Mr. Errington, who is at Rome, will I believe have seen these papers, and will I hope have brought the facts as far as he is able to the knowledge of his holiness. But I do not know how far he is able; nor how he may use his discretion. He is not our official servant, but an independent Roman catholic gentleman and a volunteer.
My wish is as regards Ireland, in this hour of her peril and her hope, to leave nothing undone by which to give heart and strength to the hope and to abate the peril. But my wish as regards the Pope is that he should have the means of bringing those for whom he is responsible to fulfil the elementary duties of citizenship. I say of citizenship; of Christianity, of priesthood, it is not for me to speak.

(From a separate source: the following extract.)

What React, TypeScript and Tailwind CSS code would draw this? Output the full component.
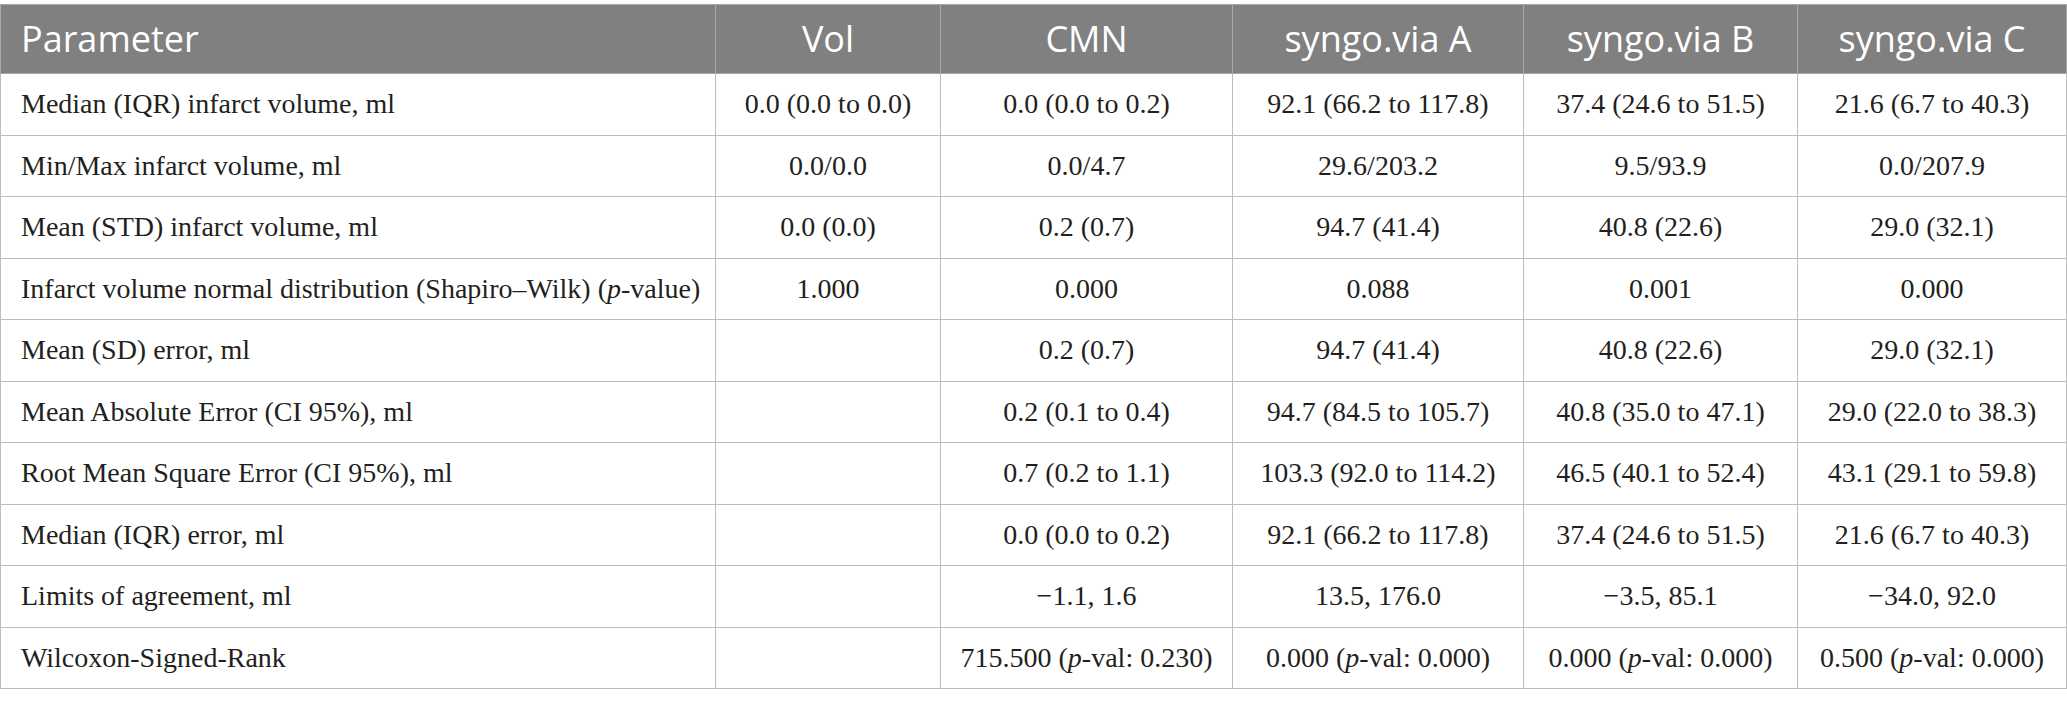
import React from "react";

const serif = { fontFamily: '"Liberation Serif", "Times New Roman", serif' };

type Cell = React.ReactNode;

const P = () => <i>p</i>;

const rows: Cell[][] = [
  ["Median (IQR) infarct volume, ml", "0.0 (0.0 to 0.0)", "0.0 (0.0 to 0.2)", "92.1 (66.2 to 117.8)", "37.4 (24.6 to 51.5)", "21.6 (6.7 to 40.3)"],
  ["Min/Max infarct volume, ml", "0.0/0.0", "0.0/4.7", "29.6/203.2", "9.5/93.9", "0.0/207.9"],
  ["Mean (STD) infarct volume, ml", "0.0 (0.0)", "0.2 (0.7)", "94.7 (41.4)", "40.8 (22.6)", "29.0 (32.1)"],
  [<>Infarct volume normal distribution (Shapiro–Wilk) (<P />-value)</>, "1.000", "0.000", "0.088", "0.001", "0.000"],
  ["Mean (SD) error, ml", "", "0.2 (0.7)", "94.7 (41.4)", "40.8 (22.6)", "29.0 (32.1)"],
  ["Mean Absolute Error (CI 95%), ml", "", "0.2 (0.1 to 0.4)", "94.7 (84.5 to 105.7)", "40.8 (35.0 to 47.1)", "29.0 (22.0 to 38.3)"],
  ["Root Mean Square Error (CI 95%), ml", "", "0.7 (0.2 to 1.1)", "103.3 (92.0 to 114.2)", "46.5 (40.1 to 52.4)", "43.1 (29.1 to 59.8)"],
  ["Median (IQR) error, ml", "", "0.0 (0.0 to 0.2)", "92.1 (66.2 to 117.8)", "37.4 (24.6 to 51.5)", "21.6 (6.7 to 40.3)"],
  ["Limits of agreement, ml", "", "\u22121.1, 1.6", "13.5, 176.0", "\u22123.5, 85.1", "\u221234.0, 92.0"],
  ["Wilcoxon-Signed-Rank", "", <>715.500 (<P />-val: 0.230)</>, <>0.000 (<P />-val: 0.000)</>, <>0.000 (<P />-val: 0.000)</>, <>0.500 (<P />-val: 0.000)</>],
];

const headers = ["Parameter", "Vol", "CMN", "syngo.via A", "syngo.via B", "syngo.via C"];
const widths = ["w-[715px]", "w-[225px]", "w-[292px]", "w-[291px]", "w-[274px]", "w-[269px]"];

export default function App() {
  return (
    <div className="bg-white w-[2067px] h-[706px] pt-[4px]">
      <table className="border-collapse w-[2066px] table-fixed">
        <colgroup>
          {widths.map((w, i) => (
            <col key={i} className={w} />
          ))}
        </colgroup>
        <thead>
          <tr className="h-[69px] bg-[#7f807f]">
            {headers.map((h, i) => (
              <th
                key={i}
                className={`border border-[#a9aaa9] font-normal text-white text-[36px] ${i === 0 ? "text-left pl-[20px]" : "text-center"}`}
                style={{ fontFamily: '"Open Sans", "Noto Sans", sans-serif' }}
              >
                {h}
              </th>
            ))}
          </tr>
        </thead>
        <tbody>
          {rows.map((r, ri) => (
            <tr key={ri} className="h-[61.5px]">
              {r.map((c, ci) => (
                <td
                  key={ci}
                  className={`border border-[#bdbdbd] text-[#231f20] text-[28px] ${ci === 0 ? "text-left pl-[20px]" : "text-center"}`}
                  style={serif}
                >
                  {c}
                </td>
              ))}
            </tr>
          ))}
        </tbody>
      </table>
    </div>
  );
}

The cardinal replied that he would gladly find himself able to be of service, however slight it might be, in a political crisis which must be felt as of grave anxiety by all who understand the blessing of national unity and peace. He thought Mr. Gladstone overrated the pope's power in political and social matters. Absolute in questions of theology, it was not so in political matters. If the contest in Ireland were whether “rebellion” or whether “robbery” was a sin, we might expect him to anathematise its denial. But his action in concrete matters, as whether a political party is censurable or not, was not direct, and only in the long run effective. Local power and influence was often a match for Roman right. The pope's right keeps things together, it checks extravagances, and at length prevails, but not without a fight. Its exercise is a matter of great prudence, and depends upon times and circumstances. As for the intemperate dangerous words of priests and curates, surely such persons belonged to their respective bishops, and scarcely required the introduction of the Supreme Authority.